Book Review: Arok Dedes by Pramoedya Ananta Toer
November 19, 2011 § Leave a comment
Arok is not portrayed completely in this novel. Pram avoids intimacy with Arok’s character writing, as opposed to Dedes. We get a complete picture of Dedes a human being with feelings, lust, even her desire and satisfaction of power, and her fear and sadness of losing it to Arok. On the other hand, Arok’s depiction is only of how he tried to obtain control and power, never without internal motive, but not completely without.
The novel is written in a way that readers will be absorbed in history. In the end I just wanted to know what happened next. But this is as far as Pram would ever tell the story. The book is funny and contemplative, and what I like is that some things are described quite explicitly, like how Kebo Ijo became the one person that everyone used for their own purpose (because he’s stupid, easily lured by promises of power and weak in character).

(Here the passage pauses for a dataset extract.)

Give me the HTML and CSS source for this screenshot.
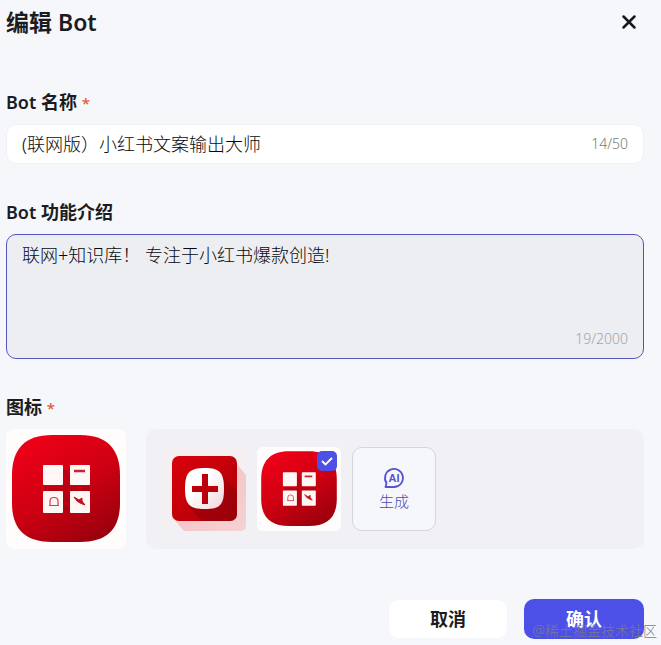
FILE: index.html
```html
<!DOCTYPE html>
<html lang="zh-CN">
<head>
<meta charset="utf-8">
<meta name="viewport" content="width=device-width, initial-scale=1">
<title>编辑 Bot</title>
<link rel="stylesheet" href="styles.css">
</head>
<body>
<form class="dialog">
  <header class="header">
    <h1 class="title">编辑 Bot</h1>
    <button class="close" type="button" aria-label="关闭">
      <svg width="16" height="16" viewBox="0 0 16 16"><path d="M2.500 2.500 13.500 13.500M13.500 2.500 2.500 13.500" stroke="#17181e" stroke-width="2.500" stroke-linecap="round"/></svg>
    </button>
  </header>

  <div class="field">
    <label class="label" for="name">Bot 名称 <span class="required">*</span></label>
    <div class="control control-name">
      <input class="input" id="name" type="text" value="(联网版）小红书文案输出大师">
      <span class="count">14/50</span>
    </div>
  </div>

  <div class="field">
    <label class="label" for="intro">Bot 功能介绍</label>
    <div class="control control-intro">
      <textarea class="input textarea" id="intro">联网+知识库！ 专注于小红书爆款创造!</textarea>
      <span class="count count-muted">19/2000</span>
    </div>
  </div>

  <div class="field">
    <div class="label">图标 <span class="required">*</span></div>
    <div class="icons">
      <svg class="preview" viewBox="0 0 120 120" role="img" aria-label="当前图标">
        <defs>
          <linearGradient id="red" x1="0.2" y1="0" x2="0.8" y2="1">
            <stop offset="0" stop-color="#ef0018"/>
            <stop offset="0.5" stop-color="#cf0012"/>
            <stop offset="1" stop-color="#98000d"/>
          </linearGradient>
          <symbol id="app" viewBox="0 0 120 120">
            <rect width="120" height="120" rx="8" fill="#fffdfc"/>
            <path d="M46 6H74C101 6 114 20 114 46V74C114 100 101 113 74 113H46C19 113 6 100 6 74V46C6 20 19 6 46 6Z" fill="url(#red)"/>
            <path d="M38 57H84V63H38ZM57 41H64V82H57Z" fill="#900010" opacity=".3"/>
            <g fill="#fff7f6">
              <rect x="37" y="36" width="20" height="20" rx="1"/>
              <rect x="64" y="36" width="20" height="20" rx="1"/>
              <rect x="37" y="62" width="20" height="22" rx="1"/>
              <rect x="64" y="62" width="20" height="22" rx="1"/>
            </g>
            <path d="M68 42H79" stroke="#d2202e" stroke-width="2.500"/>
            <path d="M44 76V72Q44 68.500 48 68.500Q52 68.500 52 72V76M43 76.500H53" fill="none" stroke="#cf4048" stroke-width="1.200"/>
            <path d="M68 68 73 71 76 69 76 72 79 76 74 74 71 72Z" fill="#c5101d" stroke="#c5101d"/>
          </symbol>
        </defs>
        <use href="#app"/>
      </svg>

      <div class="tray">
        <button class="tile" type="button" aria-label="图标一">
          <svg class="art" viewBox="0 0 84 84">
            <defs>
              <linearGradient id="plusred" x1="0" y1="0" x2="1" y2="1"><stop offset="0" stop-color="#d9020d"/><stop offset=".55" stop-color="#c10009"/><stop offset="1" stop-color="#a50009"/></linearGradient>
              <linearGradient id="shade" x1="0" y1="0" x2="1" y2="1"><stop offset="0" stop-color="#f4bdbf"/><stop offset="1" stop-color="#f4d2d4"/></linearGradient>
              <linearGradient id="cushion" x1="0" y1="0" x2="1" y2="1"><stop offset="0.4" stop-color="#fff"/><stop offset="1" stop-color="#f0d5d8"/></linearGradient>
            </defs>
            <rect width="84" height="84" rx="8" fill="#f4f0f2"/>
            <path d="M74 16 84 28V78Q84 84 78 84H22L10 70Z" fill="url(#shade)"/>
            <rect x="10" y="9" width="65" height="65" rx="7" fill="url(#plusred)"/>
            <path d="M60 29 75 44V67Q75 74 68 74H40L27 60Z" fill="#8d0009" opacity=".5"/>
            <path d="M43 21C58 21 62 26 62 42S58 62 43 62 23 58 23 42 27 21 43 21Z" fill="url(#cushion)"/>
            <path d="M43 27V57M30 42H56" stroke="#bb000c" stroke-width="6"/>
          </svg>
        </button>
        <button class="tile" type="button" aria-label="图标二" aria-pressed="true">
          <svg class="art" viewBox="0 0 120 120"><use href="#app"/></svg>
          <span class="check"><svg width="20" height="20" viewBox="0 0 20 20"><path d="m5 10 3.500 3.500L15 7" fill="none" stroke="#fff" stroke-width="1.800"/></svg></span>
        </button>
        <button class="tile generate" type="button">
          <svg width="22" height="22" viewBox="0 0 22 22">
            <path d="M2.500 20H11A9 9 0 1 0 3.500 16Z" fill="none" stroke="#5852d6" stroke-width="1.800" stroke-linejoin="round"/>
            <text class="ai" x="11" y="15" text-anchor="middle">AI</text>
          </svg>
          <span>生成</span>
        </button>
      </div>
    </div>
  </div>

  <footer class="actions">
    <button class="button cancel" type="button">取消</button>
    <button class="button confirm" type="submit">确认</button>
  </footer>
  <div class="watermark">@稀土掘金技术社区</div>
</form>
</body>
</html>
```

FILE: styles.css
```css
* { box-sizing: border-box; }

body {
  margin: 0;
  background: #f6f7fb;
  color: #1b1c22;
  font-family: "Noto Sans", "Noto Sans CJK SC", sans-serif;
  font-size: 18px;
  line-height: 24px;
}

button, input, textarea {
  font: inherit;
  color: inherit;
}

button {
  border: 0;
  padding: 0;
  cursor: pointer;
}

.dialog {
  position: relative;
  padding: 7px 17px 6px 6px;
}

.header {
  display: flex;
  justify-content: space-between;
  align-items: center;
  margin-bottom: 53px;
}

.title {
  margin: 0;
  font-size: 23px;
  line-height: 30px;
  font-weight: 600;
}

.close {
  display: flex;
  padding: 7px;
  background: transparent;
}

.field { margin-bottom: 36px; }

.label {
  display: block;
  margin-bottom: 10px;
  font-weight: 600;
}

.required {
  color: #dc4c32;
  font-size: 15px;
  line-height: 1;
  font-weight: 400;
}

.control {
  position: relative;
  display: flex;
  border-radius: 10px;
}

.control-name {
  height: 40px;
  align-items: center;
  padding: 0 15px;
  border: 1px solid #eff0f4;
  background: #fff;
}

.control-intro {
  height: 125px;
  border: 1px solid #5654bd;
  background: #edeef2;
}

.input {
  flex: 1;
  min-width: 0;
  padding: 0;
  border: 0;
  outline: 0;
  background: transparent;
  color: #08090d;
  font-weight: 300;
}

.textarea {
  padding: 8px 15px;
  resize: none;
}

.count {
  color: #77787d;
  font-size: 14px;
  font-weight: 300;
}

.count-muted {
  position: absolute;
  right: 15px;
  bottom: 7px;
  color: #a2a3a9;
}

.icons {
  display: flex;
  gap: 20px;
}

.preview {
  width: 120px;
  height: 120px;
  flex: none;
}

.tray {
  flex: 1;
  display: flex;
  align-items: center;
  gap: 11px;
  padding: 0 16px;
  border-radius: 10px;
  background: #f0f0f5;
}

.tile {
  position: relative;
  width: 84px;
  height: 84px;
  flex: none;
  border-radius: 10px;
  background: transparent;
}

.art {
  display: block;
  width: 100%;
  height: 100%;
}

.check {
  position: absolute;
  top: 4px;
  right: 4px;
  width: 20px;
  height: 20px;
  border-radius: 5px;
  background: #4d50e6;
}

.check svg { display: block; }

.generate {
  display: flex;
  flex-direction: column;
  align-items: center;
  justify-content: center;
  gap: 1px;
  border: 1px solid #d4d5dd;
  background: #f6f7fb;
  color: #4b47b5;
  font-size: 15px;
  line-height: 22px;
  font-weight: 300;
}

.ai {
  fill: #5852d6;
  font-family: "Liberation Sans", sans-serif;
  font-size: 11px;
  font-weight: 700;
}

.actions {
  display: flex;
  justify-content: flex-end;
  gap: 16px;
  margin-top: 50px;
}

.button {
  width: 120px;
  height: 40px;
  border-radius: 10px;
  font-weight: 700;
}

.cancel {
  border: 1px solid #f6f7fb;
  background: #fff;
}

.confirm {
  background: #4d50e6;
  color: #fff;
}

.watermark {
  position: absolute;
  right: 4px;
  bottom: 4px;
  color: #777a94;
  font-size: 14px;
  line-height: 20px;
  font-weight: 300;
  pointer-events: none;
}
```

There’s repeated message of how people of different religion should respect each other, that everyone has their own right to worship whomever they want (in this case, they are Buddhist, and either Shiva or Wishnu worshipper), and that common people, the lowest in caste has the right to be a leader in the government.
It’s refreshing to see how lust for power is depicted so explicitly in this book. It is today’s reality reflected in a novel set in the 13th century Java.